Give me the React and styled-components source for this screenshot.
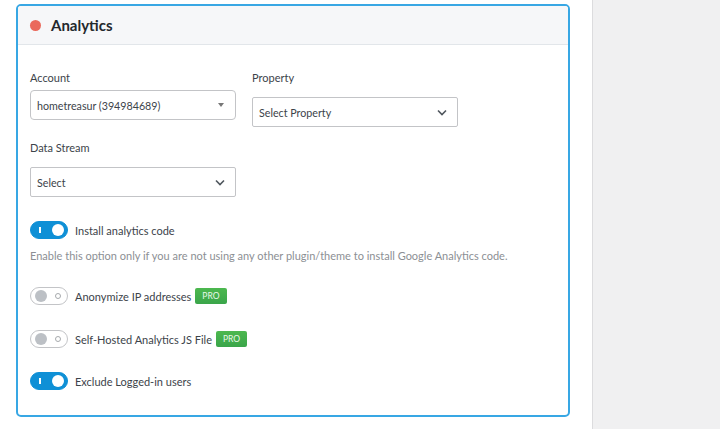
import React from "react";
import styled, { createGlobalStyle } from "styled-components";

const GlobalStyle = createGlobalStyle`
  html, body {
    margin: 0;
    padding: 0;
    background: #fff;
  }
  body {
    font-family: Lato, "Open Sans", sans-serif;
    color: #3c434a;
  }
`;

const Page = styled.div`
  display: flex;
  width: 720px;
  height: 429px;
  overflow: hidden;
`;

const Main = styled.div`
  width: 592px;
  padding: 4px 22px 0 16px;
  box-sizing: border-box;
`;

const Sidebar = styled.div`
  flex: 1;
  background: #f0f0f1;
  border-left: 1px solid #dcdcde;
`;

const Card = styled.div`
  border: 2px solid #38a7e4;
  border-radius: 5px;
  background: #fff;
  overflow: hidden;
`;

const Header = styled.div`
  display: flex;
  align-items: center;
  gap: 10px;
  height: 38px;
  padding: 0 12px;
  background: #f6f7f9;
  border-bottom: 1px solid #e2e6ea;
`;

const Dot = styled.span`
  width: 11px;
  height: 11px;
  border-radius: 50%;
  background: #ea6a5c;
`;

const Title = styled.h2`
  margin: 0;
  font-size: 15px;
  font-weight: 700;
  color: #23282d;
`;

const Body = styled.div`
  padding: 25px 12px 25px 12px;
`;

const FieldRow = styled.div`
  display: flex;
  gap: 16px;
  margin-bottom: 13px;
`;

const Field = styled.div`
  display: flex;
  flex-direction: column;
  width: 206px;
`;

const Label = styled.label`
  font-size: 11px;
  color: #3c434a;
  margin-bottom: ${(p) => p.$gap || 7}px;
  line-height: 16px;
`;

const Select = styled.div`
  display: flex;
  align-items: center;
  justify-content: space-between;
  height: 30px;
  box-sizing: border-box;
  padding: 0 10px 0 6px;
  border: 1px solid #c3c4c7;
  border-radius: ${(p) => (p.$round ? 4 : 2)}px;
  font-size: 10.7px;
  color: #3c434a;
`;

const Caret = styled.span`
  width: 0;
  height: 0;
  border-left: 3px solid transparent;
  border-right: 3px solid transparent;
  border-top: 4px solid #777;
  margin-right: 1px;
`;

const Chevron = () => (
  <svg width="10" height="7" viewBox="0 0 10 7">
    <path d="M1 1.5l4 4 4-4" fill="none" stroke="#50575e" strokeWidth="1.6" />
  </svg>
);

const ToggleRow = styled.div`
  display: flex;
  align-items: center;
  gap: 7px;
  margin-top: ${(p) => p.$mt || 0}px;
  font-size: 11px;
  color: #3c434a;
`;

const Switch = styled.span`
  position: relative;
  width: 38px;
  height: 18px;
  box-sizing: border-box;
  border-radius: 9px;
  background: ${(p) => (p.$on ? "#0f90d6" : "#fff")};
  border: 1px solid ${(p) => (p.$on ? "#0f90d6" : "#c3c4c7")};
  flex-shrink: 0;
`;

const Knob = styled.span`
  position: absolute;
  top: 2px;
  left: ${(p) => (p.$on ? 21 : 4)}px;
  width: 12px;
  height: 12px;
  border-radius: 50%;
  background: ${(p) => (p.$on ? "#fff" : "#bcc0c5")};
`;

const OnMark = styled.span`
  position: absolute;
  top: 5px;
  left: 8px;
  width: 2px;
  height: 6px;
  background: #fff;
`;

const OffMark = styled.span`
  position: absolute;
  top: 5px;
  right: 6px;
  width: 4px;
  height: 4px;
  border-radius: 50%;
  border: 1px solid #a7aaad;
`;

const Help = styled.p`
  margin: 9px 0 0;
  font-size: 11px;
  line-height: 16px;
  color: #8c8f94;
`;

const Pro = styled.span`
  display: inline-flex;
  align-items: center;
  justify-content: center;
  height: 16px;
  padding: 0 7px;
  margin-left: -3px;
  background: linear-gradient(#4cb84f, #3aa54a);
  color: #e8f8e8;
  font-size: 8.5px;
  border-radius: 2px;
`;

const Toggle = ({ on, children, pro, mt }) => (
  <ToggleRow $mt={mt}>
    <Switch $on={on}>
      {on ? <OnMark /> : <OffMark />}
      <Knob $on={on} />
    </Switch>
    <span>{children}</span>
    {pro && <Pro>PRO</Pro>}
  </ToggleRow>
);

export default function App() {
  return (
    <Page>
      <GlobalStyle />
      <Main>
        <Card>
          <Header>
            <Dot />
            <Title>Analytics</Title>
          </Header>
          <Body>
            <FieldRow>
              <Field>
                <Label $gap={4}>Account</Label>
                <Select $round>
                  hometreasur (394984689)
                  <Caret />
                </Select>
              </Field>
              <Field>
                <Label $gap={11}>Property</Label>
                <Select>
                  Select Property
                  <Chevron />
                </Select>
              </Field>
            </FieldRow>
            <Field>
              <Label $gap={11}>Data Stream</Label>
              <Select>
                Select
                <Chevron />
              </Select>
            </Field>
            <Toggle on mt={24}>Install analytics code</Toggle>
            <Help>
              Enable this option only if you are not using any other plugin/theme to install
              Google Analytics code.
            </Help>
            <Toggle mt={23} pro>Anonymize IP addresses</Toggle>
            <Toggle mt={25} pro>Self-Hosted Analytics JS File</Toggle>
            <Toggle on mt={24}>Exclude Logged-in users</Toggle>
          </Body>
        </Card>
      </Main>
      <Sidebar />
    </Page>
  );
}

§ **WHAT IS REQUIRED**
Write the full listing out again with every line unchanged, but include no pictures.

§ **THE ANSWER**
Give me the React and styled-components source for this screenshot.
import React from "react";
import styled, { createGlobalStyle } from "styled-components";

const GlobalStyle = createGlobalStyle`
  html, body {
    margin: 0;
    padding: 0;
    background: #fff;
  }
  body {
    font-family: Lato, "Open Sans", sans-serif;
    color: #3c434a;
  }
`;

const Page = styled.div`
  display: flex;
  width: 720px;
  height: 429px;
  overflow: hidden;
`;

const Main = styled.div`
  width: 592px;
  padding: 4px 22px 0 16px;
  box-sizing: border-box;
`;

const Sidebar = styled.div`
  flex: 1;
  background: #f0f0f1;
  border-left: 1px solid #dcdcde;
`;

const Card = styled.div`
  border: 2px solid #38a7e4;
  border-radius: 5px;
  background: #fff;
  overflow: hidden;
`;

const Header = styled.div`
  display: flex;
  align-items: center;
  gap: 10px;
  height: 38px;
  padding: 0 12px;
  background: #f6f7f9;
  border-bottom: 1px solid #e2e6ea;
`;

const Dot = styled.span`
  width: 11px;
  height: 11px;
  border-radius: 50%;
  background: #ea6a5c;
`;

const Title = styled.h2`
  margin: 0;
  font-size: 15px;
  font-weight: 700;
  color: #23282d;
`;

const Body = styled.div`
  padding: 25px 12px 25px 12px;
`;

const FieldRow = styled.div`
  display: flex;
  gap: 16px;
  margin-bottom: 13px;
`;

const Field = styled.div`
  display: flex;
  flex-direction: column;
  width: 206px;
`;

const Label = styled.label`
  font-size: 11px;
  color: #3c434a;
  margin-bottom: ${(p) => p.$gap || 7}px;
  line-height: 16px;
`;

const Select = styled.div`
  display: flex;
  align-items: center;
  justify-content: space-between;
  height: 30px;
  box-sizing: border-box;
  padding: 0 10px 0 6px;
  border: 1px solid #c3c4c7;
  border-radius: ${(p) => (p.$round ? 4 : 2)}px;
  font-size: 10.7px;
  color: #3c434a;
`;

const Caret = styled.span`
  width: 0;
  height: 0;
  border-left: 3px solid transparent;
  border-right: 3px solid transparent;
  border-top: 4px solid #777;
  margin-right: 1px;
`;

const Chevron = () => (
  <svg width="10" height="7" viewBox="0 0 10 7">
    <path d="M1 1.5l4 4 4-4" fill="none" stroke="#50575e" strokeWidth="1.6" />
  </svg>
);

const ToggleRow = styled.div`
  display: flex;
  align-items: center;
  gap: 7px;
  margin-top: ${(p) => p.$mt || 0}px;
  font-size: 11px;
  color: #3c434a;
`;

const Switch = styled.span`
  position: relative;
  width: 38px;
  height: 18px;
  box-sizing: border-box;
  border-radius: 9px;
  background: ${(p) => (p.$on ? "#0f90d6" : "#fff")};
  border: 1px solid ${(p) => (p.$on ? "#0f90d6" : "#c3c4c7")};
  flex-shrink: 0;
`;

const Knob = styled.span`
  position: absolute;
  top: 2px;
  left: ${(p) => (p.$on ? 21 : 4)}px;
  width: 12px;
  height: 12px;
  border-radius: 50%;
  background: ${(p) => (p.$on ? "#fff" : "#bcc0c5")};
`;

const OnMark = styled.span`
  position: absolute;
  top: 5px;
  left: 8px;
  width: 2px;
  height: 6px;
  background: #fff;
`;

const OffMark = styled.span`
  position: absolute;
  top: 5px;
  right: 6px;
  width: 4px;
  height: 4px;
  border-radius: 50%;
  border: 1px solid #a7aaad;
`;

const Help = styled.p`
  margin: 9px 0 0;
  font-size: 11px;
  line-height: 16px;
  color: #8c8f94;
`;

const Pro = styled.span`
  display: inline-flex;
  align-items: center;
  justify-content: center;
  height: 16px;
  padding: 0 7px;
  margin-left: -3px;
  background: linear-gradient(#4cb84f, #3aa54a);
  color: #e8f8e8;
  font-size: 8.5px;
  border-radius: 2px;
`;

const Toggle = ({ on, children, pro, mt }) => (
  <ToggleRow $mt={mt}>
    <Switch $on={on}>
      {on ? <OnMark /> : <OffMark />}
      <Knob $on={on} />
    </Switch>
    <span>{children}</span>
    {pro && <Pro>PRO</Pro>}
  </ToggleRow>
);

export default function App() {
  return (
    <Page>
      <GlobalStyle />
      <Main>
        <Card>
          <Header>
            <Dot />
            <Title>Analytics</Title>
          </Header>
          <Body>
            <FieldRow>
              <Field>
                <Label $gap={4}>Account</Label>
                <Select $round>
                  hometreasur (394984689)
                  <Caret />
                </Select>
              </Field>
              <Field>
                <Label $gap={11}>Property</Label>
                <Select>
                  Select Property
                  <Chevron />
                </Select>
              </Field>
            </FieldRow>
            <Field>
              <Label $gap={11}>Data Stream</Label>
              <Select>
                Select
                <Chevron />
              </Select>
            </Field>
            <Toggle on mt={24}>Install analytics code</Toggle>
            <Help>
              Enable this option only if you are not using any other plugin/theme to install
              Google Analytics code.
            </Help>
            <Toggle mt={23} pro>Anonymize IP addresses</Toggle>
            <Toggle mt={25} pro>Self-Hosted Analytics JS File</Toggle>
            <Toggle on mt={24}>Exclude Logged-in users</Toggle>
          </Body>
        </Card>
      </Main>
      <Sidebar />
    </Page>
  );
}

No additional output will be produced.